EXERCISE OBJECTIVE - Search the material for the word "image" and report each line where it turns up.

THE RECORDS -
......
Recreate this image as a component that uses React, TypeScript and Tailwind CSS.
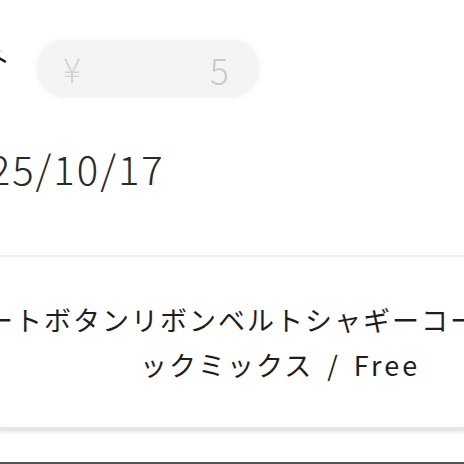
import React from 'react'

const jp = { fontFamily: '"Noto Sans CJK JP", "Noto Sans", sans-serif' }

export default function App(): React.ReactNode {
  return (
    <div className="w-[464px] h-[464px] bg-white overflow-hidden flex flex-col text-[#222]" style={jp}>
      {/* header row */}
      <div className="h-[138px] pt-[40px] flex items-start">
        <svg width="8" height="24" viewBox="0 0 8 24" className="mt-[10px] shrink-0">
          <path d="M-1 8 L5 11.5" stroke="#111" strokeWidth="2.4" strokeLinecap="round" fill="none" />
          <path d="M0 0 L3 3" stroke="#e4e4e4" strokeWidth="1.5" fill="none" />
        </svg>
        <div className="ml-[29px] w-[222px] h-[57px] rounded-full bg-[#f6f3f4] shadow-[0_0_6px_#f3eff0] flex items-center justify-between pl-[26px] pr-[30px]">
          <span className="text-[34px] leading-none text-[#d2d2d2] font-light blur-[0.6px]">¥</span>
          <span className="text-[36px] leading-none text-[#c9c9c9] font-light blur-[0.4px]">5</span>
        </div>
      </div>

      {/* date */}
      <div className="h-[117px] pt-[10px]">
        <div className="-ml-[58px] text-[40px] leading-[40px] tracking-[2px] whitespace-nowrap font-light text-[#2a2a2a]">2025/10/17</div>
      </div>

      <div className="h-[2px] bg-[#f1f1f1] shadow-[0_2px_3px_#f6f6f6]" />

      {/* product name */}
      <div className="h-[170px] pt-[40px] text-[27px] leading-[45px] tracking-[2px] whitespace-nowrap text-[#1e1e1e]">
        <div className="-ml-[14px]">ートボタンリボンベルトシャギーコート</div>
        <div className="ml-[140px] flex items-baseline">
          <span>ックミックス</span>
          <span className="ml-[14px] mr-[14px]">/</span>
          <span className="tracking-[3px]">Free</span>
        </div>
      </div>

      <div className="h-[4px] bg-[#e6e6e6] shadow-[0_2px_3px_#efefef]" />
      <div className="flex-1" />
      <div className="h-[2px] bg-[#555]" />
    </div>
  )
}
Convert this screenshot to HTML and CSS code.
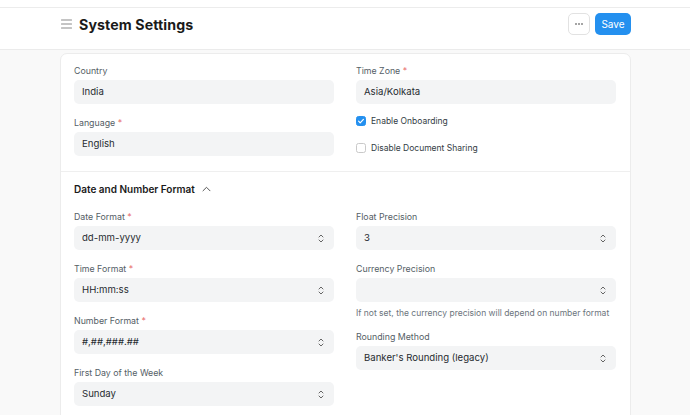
......
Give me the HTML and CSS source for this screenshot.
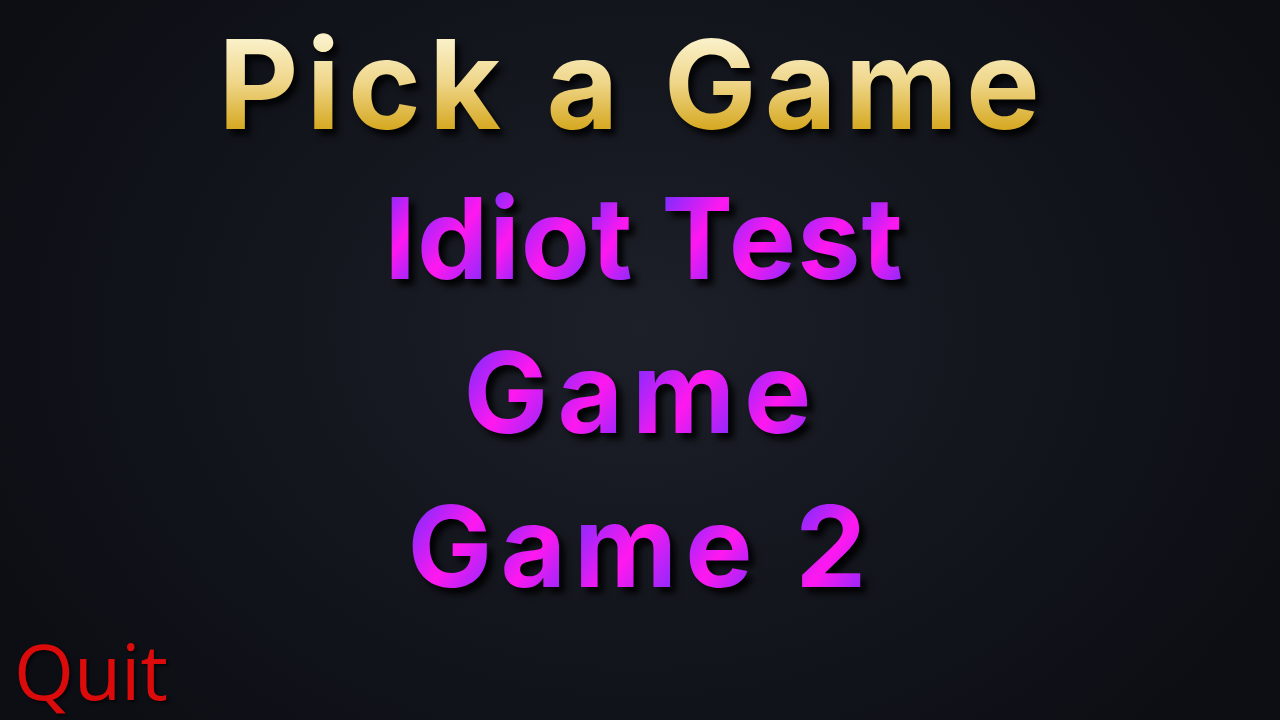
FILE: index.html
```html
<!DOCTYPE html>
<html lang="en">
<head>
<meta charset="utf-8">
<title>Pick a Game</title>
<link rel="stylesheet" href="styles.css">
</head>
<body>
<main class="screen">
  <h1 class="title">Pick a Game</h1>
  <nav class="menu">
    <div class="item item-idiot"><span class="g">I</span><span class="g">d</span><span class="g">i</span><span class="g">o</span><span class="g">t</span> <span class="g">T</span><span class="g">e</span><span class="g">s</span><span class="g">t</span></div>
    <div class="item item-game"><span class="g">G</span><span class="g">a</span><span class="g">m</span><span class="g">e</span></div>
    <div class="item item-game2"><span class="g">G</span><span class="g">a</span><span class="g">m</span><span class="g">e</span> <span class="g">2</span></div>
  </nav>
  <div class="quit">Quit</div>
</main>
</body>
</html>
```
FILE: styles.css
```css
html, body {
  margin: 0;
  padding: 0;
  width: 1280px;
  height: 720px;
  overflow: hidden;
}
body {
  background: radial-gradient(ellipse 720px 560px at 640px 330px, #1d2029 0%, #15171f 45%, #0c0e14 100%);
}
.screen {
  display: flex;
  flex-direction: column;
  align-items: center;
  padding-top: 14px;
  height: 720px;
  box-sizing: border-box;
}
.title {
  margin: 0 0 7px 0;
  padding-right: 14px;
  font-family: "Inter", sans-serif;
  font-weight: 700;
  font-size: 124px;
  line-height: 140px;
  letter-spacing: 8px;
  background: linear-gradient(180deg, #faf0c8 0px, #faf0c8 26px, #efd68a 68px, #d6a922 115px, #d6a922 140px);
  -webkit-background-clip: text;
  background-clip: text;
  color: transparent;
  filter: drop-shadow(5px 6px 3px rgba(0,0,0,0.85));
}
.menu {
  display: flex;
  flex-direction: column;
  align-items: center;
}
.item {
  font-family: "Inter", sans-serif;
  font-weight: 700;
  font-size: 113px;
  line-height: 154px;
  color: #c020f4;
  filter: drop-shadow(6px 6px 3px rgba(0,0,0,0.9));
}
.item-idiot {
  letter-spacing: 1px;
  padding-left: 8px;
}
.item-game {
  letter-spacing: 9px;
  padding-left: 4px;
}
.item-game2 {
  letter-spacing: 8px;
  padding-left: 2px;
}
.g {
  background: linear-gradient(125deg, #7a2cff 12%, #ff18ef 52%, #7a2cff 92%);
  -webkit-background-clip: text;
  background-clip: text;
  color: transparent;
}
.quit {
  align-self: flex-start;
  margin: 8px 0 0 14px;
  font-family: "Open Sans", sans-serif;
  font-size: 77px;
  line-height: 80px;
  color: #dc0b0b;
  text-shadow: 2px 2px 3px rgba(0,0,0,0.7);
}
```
......
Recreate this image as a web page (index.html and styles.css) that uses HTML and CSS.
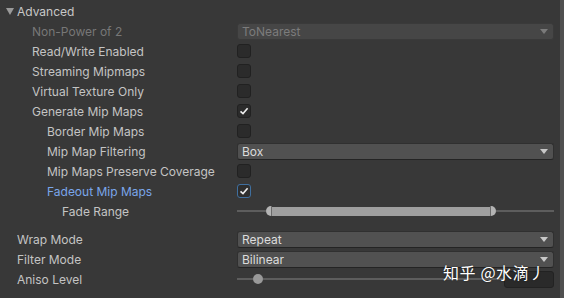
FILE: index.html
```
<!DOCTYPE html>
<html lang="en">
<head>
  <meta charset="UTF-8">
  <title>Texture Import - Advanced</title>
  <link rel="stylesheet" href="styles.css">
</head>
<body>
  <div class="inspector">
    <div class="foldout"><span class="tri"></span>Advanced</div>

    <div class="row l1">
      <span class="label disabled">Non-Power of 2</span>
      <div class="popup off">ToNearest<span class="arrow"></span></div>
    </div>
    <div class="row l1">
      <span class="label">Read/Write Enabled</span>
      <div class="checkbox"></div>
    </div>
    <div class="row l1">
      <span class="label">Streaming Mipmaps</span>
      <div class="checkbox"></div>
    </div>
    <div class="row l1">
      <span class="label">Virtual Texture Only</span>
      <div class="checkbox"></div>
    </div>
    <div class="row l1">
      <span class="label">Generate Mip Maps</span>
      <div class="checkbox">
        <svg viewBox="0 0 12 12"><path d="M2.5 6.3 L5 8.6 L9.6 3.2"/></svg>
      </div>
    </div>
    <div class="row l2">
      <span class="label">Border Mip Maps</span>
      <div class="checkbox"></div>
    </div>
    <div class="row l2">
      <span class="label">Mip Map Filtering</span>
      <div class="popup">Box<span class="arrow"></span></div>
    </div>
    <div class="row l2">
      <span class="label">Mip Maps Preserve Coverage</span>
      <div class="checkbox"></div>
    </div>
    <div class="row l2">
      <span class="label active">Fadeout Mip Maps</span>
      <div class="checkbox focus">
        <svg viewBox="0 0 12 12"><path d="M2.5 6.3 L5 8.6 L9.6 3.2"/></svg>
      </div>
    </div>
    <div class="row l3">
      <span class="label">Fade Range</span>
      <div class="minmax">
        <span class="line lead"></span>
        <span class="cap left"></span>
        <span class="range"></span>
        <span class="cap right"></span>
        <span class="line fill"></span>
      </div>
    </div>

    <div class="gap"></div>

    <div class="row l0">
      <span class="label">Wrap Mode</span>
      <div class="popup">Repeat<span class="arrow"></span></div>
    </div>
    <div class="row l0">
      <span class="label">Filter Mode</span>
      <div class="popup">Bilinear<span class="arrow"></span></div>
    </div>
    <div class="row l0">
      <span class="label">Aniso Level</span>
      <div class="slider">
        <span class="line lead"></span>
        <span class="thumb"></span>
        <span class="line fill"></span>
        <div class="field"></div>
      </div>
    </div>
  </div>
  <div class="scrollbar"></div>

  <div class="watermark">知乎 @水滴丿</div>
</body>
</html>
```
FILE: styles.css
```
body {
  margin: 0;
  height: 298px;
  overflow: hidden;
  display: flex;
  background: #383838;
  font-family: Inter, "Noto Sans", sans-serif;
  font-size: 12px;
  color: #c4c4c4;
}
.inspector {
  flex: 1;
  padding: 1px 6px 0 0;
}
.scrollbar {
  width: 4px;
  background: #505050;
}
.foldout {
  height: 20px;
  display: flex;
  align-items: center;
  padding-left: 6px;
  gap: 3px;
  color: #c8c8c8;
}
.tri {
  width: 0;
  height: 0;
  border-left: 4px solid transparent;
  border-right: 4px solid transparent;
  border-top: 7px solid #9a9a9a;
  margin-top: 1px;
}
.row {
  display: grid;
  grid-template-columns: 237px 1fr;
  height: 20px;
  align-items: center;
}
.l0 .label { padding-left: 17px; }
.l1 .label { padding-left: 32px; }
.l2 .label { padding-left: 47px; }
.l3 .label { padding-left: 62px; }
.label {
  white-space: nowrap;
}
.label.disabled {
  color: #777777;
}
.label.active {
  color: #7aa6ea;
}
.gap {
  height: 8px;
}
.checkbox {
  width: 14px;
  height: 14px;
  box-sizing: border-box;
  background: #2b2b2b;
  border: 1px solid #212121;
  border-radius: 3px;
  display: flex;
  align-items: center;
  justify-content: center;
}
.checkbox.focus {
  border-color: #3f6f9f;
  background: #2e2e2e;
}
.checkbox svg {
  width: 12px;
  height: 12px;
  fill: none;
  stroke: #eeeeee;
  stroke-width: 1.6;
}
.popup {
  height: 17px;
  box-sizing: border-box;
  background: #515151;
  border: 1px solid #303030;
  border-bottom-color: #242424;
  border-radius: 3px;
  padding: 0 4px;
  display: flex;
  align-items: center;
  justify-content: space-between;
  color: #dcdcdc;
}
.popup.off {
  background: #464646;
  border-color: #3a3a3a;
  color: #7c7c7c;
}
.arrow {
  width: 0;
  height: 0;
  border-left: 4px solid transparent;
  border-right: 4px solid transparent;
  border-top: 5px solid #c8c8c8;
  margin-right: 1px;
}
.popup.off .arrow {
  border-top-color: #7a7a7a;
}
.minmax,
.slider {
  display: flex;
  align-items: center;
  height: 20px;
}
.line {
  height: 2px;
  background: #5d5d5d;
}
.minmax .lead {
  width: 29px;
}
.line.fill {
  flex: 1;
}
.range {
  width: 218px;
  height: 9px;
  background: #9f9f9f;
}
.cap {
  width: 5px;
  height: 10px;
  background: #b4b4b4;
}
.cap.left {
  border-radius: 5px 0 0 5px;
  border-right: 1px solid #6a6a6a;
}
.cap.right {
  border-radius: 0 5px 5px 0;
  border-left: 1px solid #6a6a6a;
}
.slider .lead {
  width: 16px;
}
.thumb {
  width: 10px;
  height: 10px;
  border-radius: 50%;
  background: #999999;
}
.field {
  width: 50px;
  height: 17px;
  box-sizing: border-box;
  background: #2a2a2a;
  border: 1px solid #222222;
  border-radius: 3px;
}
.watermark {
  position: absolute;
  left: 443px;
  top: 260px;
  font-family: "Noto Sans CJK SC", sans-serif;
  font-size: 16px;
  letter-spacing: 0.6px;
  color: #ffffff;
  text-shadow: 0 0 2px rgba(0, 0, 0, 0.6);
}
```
......
RESULT FOR THIS TASK -
Recreate this image as a component that uses React, TypeScript and Tailwind CSS.
Recreate this image as a web page (index.html and styles.css) that uses HTML and CSS.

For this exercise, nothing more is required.